I guess i understand too, how vital it was for Jesus to retreat from ministry and get some alone time, time with God, time to rest, in order to run the next bit of the ministry race. Over Christmas i was off work with stress and after breaking through the feeling of humiliation at being off work, and the sense of general useless and patheticness i realised how vital it was at that particular time for me, just to rest and be honest and real with myself, others and God. How consumed i had become with the business of ministry, that i had completely forgotten what it was about. How obsessed i had become about meeting expectations and keeping the show on the road, that my creativity and sense of inspiration - at any level - had all but vanished.
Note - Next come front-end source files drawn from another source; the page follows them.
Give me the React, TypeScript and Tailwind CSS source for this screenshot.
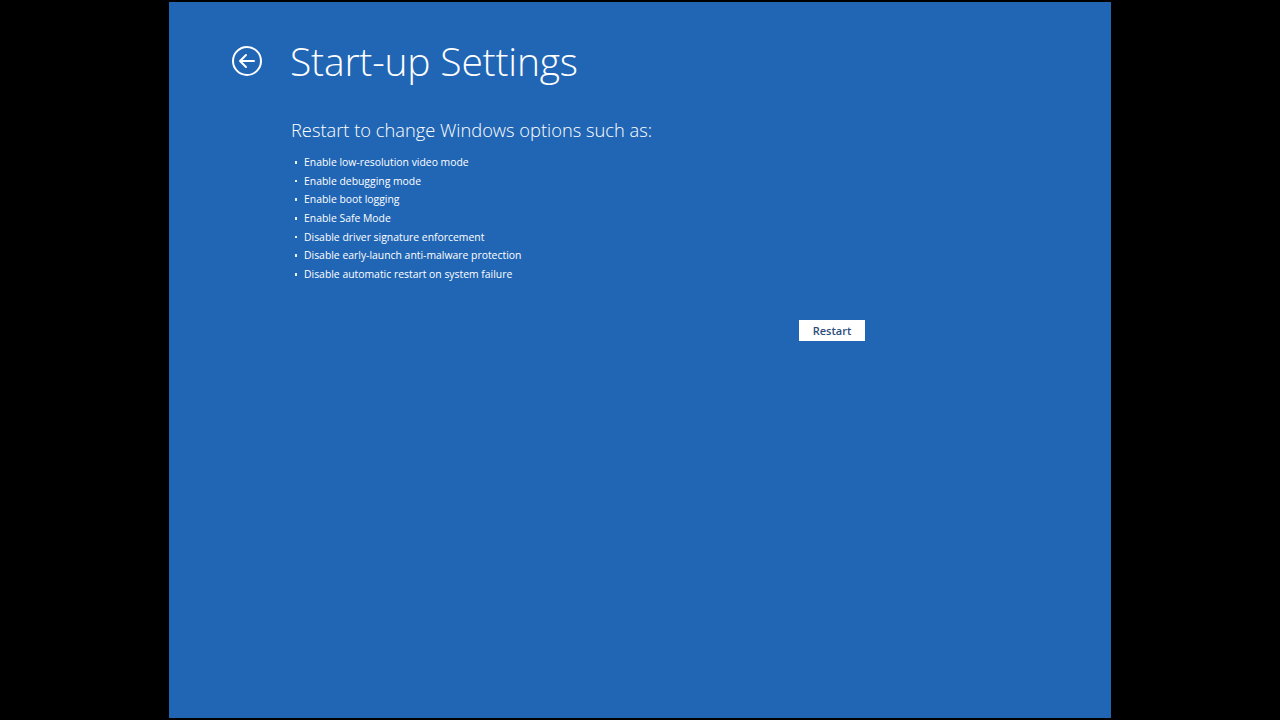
import React from "react";

const items = [
  "Enable low-resolution video mode",
  "Enable debugging mode",
  "Enable boot logging",
  "Enable Safe Mode",
  "Disable driver signature enforcement",
  "Disable early-launch anti-malware protection",
  "Disable automatic restart on system failure",
];

export default function App() {
  return (
    <div className="w-[1280px] h-[720px] bg-black pt-[2px] pl-[169px] overflow-hidden" style={{ fontFamily: '"Open Sans", "Noto Sans", sans-serif' }}>
      <div className="w-[942px] h-[716px] bg-[#2166b5] text-white flex flex-col">
        <div className="flex items-center pl-[62px] pt-[35px]">
          <svg width="32" height="32" viewBox="0 0 32 32" fill="none" stroke="white" strokeWidth="2">
            <circle cx="16" cy="16" r="14" />
            <path d="M9 16h14M15 10l-6 6 6 6" strokeLinecap="round" strokeLinejoin="round" />
          </svg>
          <h1 className="ml-[27px] text-[39px] font-light leading-[48px] tracking-[-0.2px]">Start-up Settings</h1>
        </div>
        <div className="pl-[122px] pt-[31px]">
          <h2 className="text-[18.3px] font-light leading-[28px]">Restart to change Windows options such as:</h2>
          <ul className="mt-[9px] text-[10.4px] leading-[18.67px]">
            {items.map((t) => (
              <li key={t} className="flex items-center">
                <span className="w-[2.5px] h-[2.5px] bg-white/90 ml-[3.5px] mr-[7px]" />
                <span>{t}</span>
              </li>
            ))}
          </ul>
          <div className="flex pl-[508px] mt-[36px]">
            <button className="w-[66px] h-[21px] bg-white text-[#2b4d7a] text-[11px] font-semibold leading-[21px]">Restart</button>
          </div>
        </div>
      </div>
    </div>
  );
}
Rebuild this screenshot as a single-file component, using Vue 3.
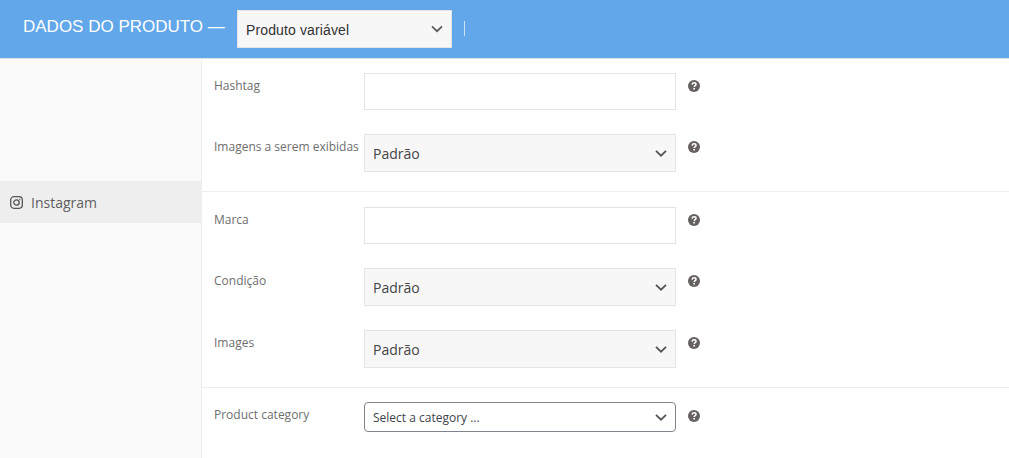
<script setup>
const groups = [
  [
    { label: 'Hashtag', type: 'input' },
    { label: 'Imagens a serem exibidas', type: 'select', value: 'Padrão' },
  ],
  [
    { label: 'Marca', type: 'input' },
    { label: 'Condição', type: 'select', value: 'Padrão' },
    { label: 'Images', type: 'select', value: 'Padrão' },
  ],
  [
    { label: 'Product category', type: 'category', value: 'Select a category ...' },
  ],
]
</script>

<template>
  <div class="page">
    <header class="bar">
      <span class="title">DADOS DO PRODUTO —</span>
      <div class="type-select">
        <span>Produto variável</span>
        <svg class="chev" width="12" height="8" viewBox="0 0 12 8"><path d="M1 1.4 6 6.2 11 1.4" fill="none" stroke="#5c5c5c" stroke-width="1.8"/></svg>
      </div>
      <span class="sep"></span>
    </header>
    <div class="body">
      <aside class="side">
        <div class="tab">
          <svg class="ig" width="13" height="13" viewBox="0 0 13 13" fill="none" stroke="#555" stroke-width="1.3">
            <rect x=".7" y=".7" width="11.6" height="11.6" rx="3.2"/>
            <circle cx="6.5" cy="6.5" r="2.7"/>
            <circle cx="9.8" cy="3.2" r=".4" fill="#555" stroke-width=".5"/>
          </svg>
          <span>Instagram</span>
        </div>
      </aside>
      <main class="form">
        <section v-for="(g, i) in groups" :key="i" class="group">
          <div v-for="r in g" :key="r.label" class="row" :class="r.type">
            <label class="label">{{ r.label }}</label>
            <div class="control">
              <template v-if="r.type !== 'input'">
                <span>{{ r.value }}</span>
                <svg class="chev" width="12" height="8" viewBox="0 0 12 8"><path d="M1 1.9 6 6.7 11 1.9" fill="none" stroke="#555" stroke-width="1.8"/></svg>
              </template>
            </div>
            <svg class="help" width="12" height="12" viewBox="0 0 12 12">
              <circle cx="6" cy="6" r="6" fill="#666060"/>
              <path d="M4.1 4.6C4.2 3.4 5 2.8 6.1 2.8 7.2 2.8 8 3.4 8 4.4 8 5.6 6.2 5.7 6.2 7" fill="none" stroke="#fff" stroke-width="1.5"/>
              <rect x="5.3" y="7.9" width="1.7" height="1.6" fill="#fff"/>
            </svg>
          </div>
        </section>
      </main>
    </div>
  </div>
</template>

<style>
html, body { margin: 0; background: #fff; }
</style>

<style scoped>
.page { width: 1009px; height: 458px; overflow: hidden; font-family: "Open Sans", sans-serif; background: #fff; }
.bar {
  height: 58px; box-sizing: content-box; background: #62a7ea; border-bottom: 1px solid #dfe3e6;
  display: flex; align-items: center; padding-left: 23px; font-family: "Liberation Sans", sans-serif;
}
.title { color: #fff; font-size: 17px; width: 214px; margin-top: -4px; white-space: nowrap; }
.type-select {
  width: 215px; height: 38px; box-sizing: border-box; background: #f7f7f7; border: 1px solid #e4e4e4;
  display: flex; align-items: center; justify-content: space-between; padding: 2px 8px 0; font-size: 14px; color: #333;
  letter-spacing: .13px; margin-top: -1px;
}
.type-select .chev { margin-top: -2px; }
.sep { width: 1px; height: 15px; background: #cfe2f6; margin-left: 12px; margin-top: -1px; }
.body { display: flex; height: 399px; }
.side { width: 201px; background: #fafafa; border-right: 1px solid #eee; padding-top: 122px; flex: none; }
.tab {
  height: 42px; background: #eee; display: flex; align-items: center; gap: 8px; padding-left: 10px;
  font-size: 14px; color: #5f5f5f;
}
.tab span { padding-top: 1px; }
.form { flex: 1; }
.group { padding: 14px 0 19px; display: flex; flex-direction: column; gap: 24px; border-bottom: 1px solid #eee; }
.group:nth-child(2) { padding-top: 15px; }
.group:last-child { border-bottom: 0; }
.row { display: flex; align-items: flex-start; padding-left: 12px; }
.label { width: 150px; flex: none; font-size: 12px; color: #6e6e6e; line-height: 16px; padding-top: 5px; white-space: nowrap; }
.control {
  width: 312px; height: 38px; box-sizing: border-box; border: 1px solid #e4e4e4; background: #f7f7f7;
  display: flex; align-items: center; justify-content: space-between; padding: 0 8px;
  font-size: 14px; color: #444;
}
.input .control { background: #fff; height: 37px; }
.category .control { height: 30px; border: 1px solid #7e858c; border-radius: 4px; background: #fff; font-size: 12px; color: #3c434a; }
.help { margin: 7px 0 0 12px; flex: none; }
.category .help { margin-top: 8px; }
</style>
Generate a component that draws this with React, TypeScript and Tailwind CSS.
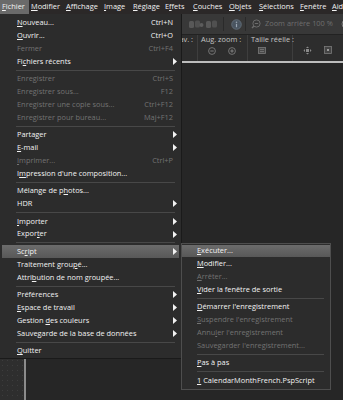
import clsx from "clsx";

type Entry =
  | { label: string; shortcut?: string; arrow?: boolean; disabled?: boolean; active?: boolean }
  | "sep";

const fileMenu: Entry[] = [
  { label: "&Nouveau...", shortcut: "Ctrl+N" },
  { label: "&Ouvrir...", shortcut: "Ctrl+O" },
  { label: "Fermer", shortcut: "Ctrl+F4", disabled: true },
  { label: "Fi&chiers récents", arrow: true },
  "sep",
  { label: "Enregistrer", shortcut: "Ctrl+S", disabled: true },
  { label: "Enregistrer sous...", shortcut: "F12", disabled: true },
  { label: "Enregistrer une copie sous...", shortcut: "Ctrl+F12", disabled: true },
  { label: "Enregistrer pour bureau...", shortcut: "Maj+F12", disabled: true },
  "sep",
  { label: "Partager", arrow: true },
  { label: "&E-mail", arrow: true },
  { label: "&Imprimer...", shortcut: "Ctrl+P", disabled: true },
  { label: "I&mpression d'une composition..." },
  "sep",
  { label: "Mélange de p&hotos..." },
  { label: "HDR", arrow: true },
  "sep",
  { label: "&Importer", arrow: true },
  { label: "Expor&ter", arrow: true },
  "sep",
  { label: "Sc&ript", arrow: true, active: true },
  { label: "Traitement grou&pé..." },
  { label: "Attri&bution de nom groupée..." },
  "sep",
  { label: "Préférences", arrow: true },
  { label: "&Espace de travail", arrow: true },
  { label: "Gestion &des couleurs", arrow: true },
  { label: "Sauvegarde de la base de données", arrow: true },
  "sep",
  { label: "&Quitter" },
];

const scriptMenu: Entry[] = [
  { label: "&Exécuter...", active: true },
  { label: "&Modifier..." },
  { label: "&Arrêter...", disabled: true },
  { label: "&Vider la fenêtre de sortie" },
  "sep",
  { label: "&Démarrer l'enregistrement" },
  { label: "&Suspendre l'enregistrement", disabled: true },
  { label: "Annu&ler l'enregistrement", disabled: true },
  { label: "Sauve&garder l'enregistrement...", disabled: true },
  "sep",
  { label: "&Pas à pas" },
  "sep",
  { label: "&1 CalendarMonthFrench.PspScript" },
];

const menuBar = [
  { label: "&Fichier", w: "w-[29px]", open: true },
  { label: "&Modifier", w: "w-[35px]" },
  { label: "&Affichage", w: "w-[38px]" },
  { label: "&Image", w: "w-[29px]" },
  { label: "&Réglage", w: "w-[32px]" },
  { label: "E&ffets", w: "w-[28px]" },
  { label: "&Couches", w: "w-[36px]" },
  { label: "&Objets", w: "w-[30px]" },
  { label: "&Sélections", w: "w-[41px]" },
  { label: "&Fenêtre", w: "w-[32px]" },
  { label: "&Aide", w: "w-[20px]" },
];

const Label = ({ text }: { text: string }) => {
  const i = text.indexOf("&");
  if (i < 0) return <>{text}</>;
  return (
    <>
      {text.slice(0, i)}
      <span className="underline underline-offset-[1px]">{text[i + 1]}</span>
      {text.slice(i + 2)}
    </>
  );
};

const Arrow = () => (
  <svg width="4" height="7" viewBox="0 0 4 7" className="mr-[2px] shrink-0">
    <path d="M0 0 L4 3.5 L0 7 Z" fill="#f2f2f2" />
  </svg>
);

const MenuList = ({ items, sub }: { items: Entry[]; sub?: boolean }) => (
  <>
    {items.map((e, i) =>
      e === "sep" ? (
        <div key={i} className="h-[4.8px] flex items-center">
          <div className={clsx("h-px flex-1 bg-[#484848]", sub ? "ml-[15px] mr-[6px]" : "ml-[16px] mr-[6px]")} />
        </div>
      ) : (
        <div
          key={i}
          className={clsx(
            "flex items-center h-[12.8px] whitespace-nowrap pl-[15px]",
            !sub && "mx-[2px]",
            e.active && "bg-linear-to-b from-[#6c6c6c] to-[#585858]",
            e.disabled ? "text-[#737373]" : "text-[#f2f2f2]"
          )}
        >
          <span className="flex-1">
            <Label text={e.label} />
          </span>
          {e.shortcut && <span className="pr-[6px]">{e.shortcut}</span>}
          {e.arrow && <Arrow />}
        </div>
      )
    )}
  </>
);

const CircleIcon = ({ plus }: { plus?: boolean }) => (
  <svg width="8" height="8" viewBox="0 0 8 8">
    <circle cx="4" cy="4" r="3.4" fill="none" stroke="#7c7c7c" strokeWidth="0.9" />
    <path d="M2.3 4 H5.7" stroke="#8a8a8a" strokeWidth="0.9" />
    {plus && <path d="M4 2.3 V5.7" stroke="#8a8a8a" strokeWidth="0.9" />}
  </svg>
);

export default function App() {
  return (
    <div className="relative w-[343px] h-[400px] overflow-hidden bg-[#282828] font-['Open_Sans','Noto_Sans',sans-serif] text-[7.4px] leading-none flex flex-col">
      {/* menu bar */}
      <div className="h-[14px] shrink-0 flex bg-[#2b2828] text-[#f2f2f2]">
        {menuBar.map((m) => (
          <div
            key={m.label}
            className={clsx("shrink-0 h-full flex items-center pl-[2px] whitespace-nowrap", m.w, m.open && "bg-[#6a6a6a]")}
          >
            <Label text={m.label} />
          </div>
        ))}
      </div>

      {/* main toolbar */}
      <div className="h-[21px] shrink-0 flex items-center bg-[#383838] border-b border-[#222] text-[#6f6f6f]">
        <div className="w-[188px] shrink-0" />
        <svg width="16" height="9" viewBox="0 0 16 9" className="shrink-0">
          <rect x="1" y="1" width="5" height="7" rx="1.5" fill="#585858" />
          <rect x="7" y="0.5" width="5" height="7" rx="1.5" fill="#505050" />
          <circle cx="13.5" cy="5" r="2" fill="#5c5c5c" />
        </svg>
        <svg width="14" height="9" viewBox="0 0 14 9" className="ml-[1px] shrink-0">
          <rect x="1" y="1" width="5" height="7" rx="1.5" fill="#585858" />
          <rect x="7" y="0.5" width="5" height="7" rx="1.5" fill="#505050" />
        </svg>
        <div className="ml-[4px] w-px h-[14px] bg-[#2a2a2a] shrink-0" />
        <svg width="11" height="11" viewBox="0 0 11 11" className="ml-[7px] shrink-0">
          <circle cx="5.5" cy="5.5" r="4.8" fill="#4a5561" stroke="#67737f" strokeWidth="0.8" />
          <circle cx="5.5" cy="3.2" r="0.8" fill="#9aa6b2" />
          <path d="M5.5 4.8 V8.2" stroke="#9aa6b2" strokeWidth="1.2" />
        </svg>
        <div className="ml-[3px] w-px h-[14px] bg-[#2a2a2a] shrink-0" />
        <svg width="10" height="10" viewBox="0 0 10 10" className="ml-[5px] shrink-0">
          <circle cx="5.5" cy="4.5" r="3.6" fill="none" stroke="#6c6c6c" strokeWidth="1" />
          <path d="M3.8 4.5 H7.2" stroke="#6c6c6c" strokeWidth="1" />
          <path d="M3 7 L1 9" stroke="#6c6c6c" strokeWidth="1.4" />
        </svg>
        <span className="ml-[4px] whitespace-nowrap">Zoom arrière 100 %</span>
        <svg width="10" height="10" viewBox="0 0 10 10" className="ml-[8px] shrink-0">
          <circle cx="5" cy="5" r="4" fill="none" stroke="#7a7a7a" strokeWidth="1" />
          <path d="M3 5 H7 M5 3 V7" stroke="#7a7a7a" strokeWidth="1" />
        </svg>
      </div>

      {/* tool options palette */}
      <div className="h-[26px] shrink-0 flex bg-[#2d2d2d] text-[#c4c4c4]">
        <div className="w-[198px] shrink-0 flex justify-end pt-[1px] pr-[4px] border-r border-[#3e3e3e]">
          <span className="whitespace-nowrap">av. :</span>
        </div>
        <div className="w-[50px] shrink-0 flex flex-col pt-[1px] pl-[3px] border-r border-[#3e3e3e]">
          <span className="whitespace-nowrap">Aug. zoom :</span>
          <div className="flex mt-[4px] pl-[7px] gap-[12px]">
            <CircleIcon />
            <CircleIcon plus />
          </div>
        </div>
        <div className="w-[45px] shrink-0 flex flex-col pt-[1px] pl-[3px] border-r border-[#3e3e3e]">
          <span className="whitespace-nowrap">Taille réelle :</span>
          <div className="flex mt-[4px] pl-[7px]">
            <svg width="8" height="7" viewBox="0 0 8 7">
              <rect x="0.5" y="0.5" width="7" height="6" fill="#4a4a4a" stroke="#7a7a7a" strokeWidth="0.8" />
              <path d="M2 2.5 H6 M2 4.5 H6" stroke="#8a8a8a" strokeWidth="0.6" />
            </svg>
          </div>
        </div>
        <div className="flex-1 flex items-start pt-[11px] pl-[10px] gap-[12px]">
          <svg width="9" height="9" viewBox="0 0 9 9">
            <path d="M4.5 0.5 L6 2 H3 Z M4.5 8.5 L6 7 H3 Z M0.5 4.5 L2 3 V6 Z M8.5 4.5 L7 3 V6 Z" fill="#8a8a8a" />
            <rect x="3" y="3" width="3" height="3" fill="#8a8a8a" />
          </svg>
          <svg width="8" height="8" viewBox="0 0 8 8">
            <rect x="0.5" y="0.5" width="7" height="7" fill="#444" stroke="#7a7a7a" strokeWidth="0.8" />
            <rect x="3" y="3" width="2" height="2" fill="#9a9a9a" />
          </svg>
        </div>
      </div>
      <div className="h-[2px] shrink-0 bg-[#bdbdbd]" />

      {/* workspace */}
      <div className="flex-1 flex">
        <div className="w-[24px] shrink-0 bg-[#2e2e2e] bg-[radial-gradient(circle,#3d3d3d_0.8px,transparent_1px)] bg-size-[5px_5px]" />
        <div className="w-[2px] shrink-0 bg-[#8b8b8b]" />
        <div className="flex-1 bg-[#262626]" />
      </div>

      {/* Fichier dropdown */}
      <div className="absolute left-0 top-[14px] w-[182px] bg-[#2c2c2c] border-r border-b border-[#1a1a1a] pt-[2.6px] pb-[0.6px]">
        <MenuList items={fileMenu} />
      </div>

      {/* Script submenu */}
      <div className="absolute left-[181px] top-[243px] w-[150px] bg-[#2c2c2c] border border-[#4e4e4e] pt-[0.6px] pb-[1.6px]">
        <MenuList items={scriptMenu} sub />
      </div>
    </div>
  );
}
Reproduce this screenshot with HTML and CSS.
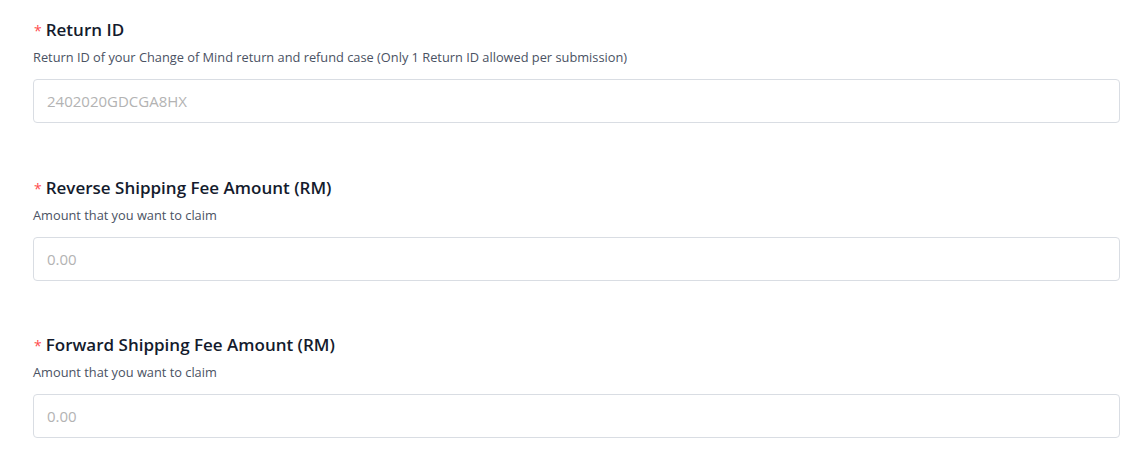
FILE: index.html
```html
<!DOCTYPE html>
<html lang="en">
<head>
    <meta charset="UTF-8">
    <meta name="viewport" content="width=device-width, initial-scale=1.0">
    <title>Claim Form</title>
    <link rel="stylesheet" href="styles.css">
</head>
<body>
    <form id="claimForm">
        <div class="field">
            <label for="returnId"><span class="req">*</span>Return ID</label>
            <div class="hint">Return ID of your Change of Mind return and refund case (Only 1 Return ID allowed per submission)</div>
            <input type="text" id="returnId" name="returnId" placeholder="2402020GDCGA8HX">
        </div>

        <div class="field">
            <label for="reverseFee"><span class="req">*</span>Reverse Shipping Fee Amount (RM)</label>
            <div class="hint">Amount that you want to claim</div>
            <input type="text" id="reverseFee" name="reverseFee" placeholder="0.00">
        </div>

        <div class="field">
            <label for="forwardFee"><span class="req">*</span>Forward Shipping Fee Amount (RM)</label>
            <div class="hint">Amount that you want to claim</div>
            <input type="text" id="forwardFee" name="forwardFee" placeholder="0.00">
        </div>
    </form>
</body>
</html>
```

FILE: styles.css
```css
body {
    font-family: "Open Sans", "Noto Sans", sans-serif;
    background-color: #fff;
    margin: 0;
    padding: 18px 21px 0 33px;
}

#claimForm {
    display: flex;
    flex-direction: column;
    gap: 52.5px;
}

.field label {
    display: block;
    font-size: 17px;
    font-weight: 600;
    line-height: 24px;
    color: #141b2d;
}

.field .req {
    color: #ff4d4f;
    font-weight: 400;
    font-size: 14px;
    margin-right: 4px;
    margin-left: 1px;
}

.field .hint {
    margin-top: 4px;
    font-size: 12.8px;
    line-height: 20px;
    color: #4a5263;
}

.field input[type="text"] {
    display: block;
    width: 100%;
    height: 44px;
    margin-top: 12px;
    padding: 0 13px;
    border: 1px solid #d9dde3;
    border-radius: 4px;
    box-sizing: border-box;
    font-family: inherit;
    font-size: 15px;
    color: #333;
}

.field input::placeholder {
    color: #b3b3b3;
}
```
Resting helped so much. Time to think, time to rediscover who i was, regardless of my employment status, time to pray - in a real and honest way, not filled with 'professional' pretence, time to be with God.
I'm reminded of the story of Elijah, busy with ministry but feeling incredibly discouraged, filled with exhaustion and self-pity, fed by the angels and taking 40 days recovery as he journeyed towards re-discovering the place of God's real and vital presence. Of course, it was there that the famous still small voice, speaks quietly, yet refreshingly to Elijah's soul.
So i'm again asking myself in these few days of time out, how can i maintain a pattern of making space (not taking holiday or being slack) but valuably using 'ministry time' to dig deep into God and allow myself to be still enough to hear and recognise God's voice. How do i maintain guilt-free quiet spaces to refuel and enable ministry to be maybe a little more productive (quantity) but more effective (quality).
I'm asking myself again, how well (not at all very in my case) our church facilitates quiet space for those with hectic and busy lives? How does worship not just carry on the manic activity but enable reflection and space to hear from God and be stirred afresh in our lives?
Much to think of, in these few days away. Comments as always welcome!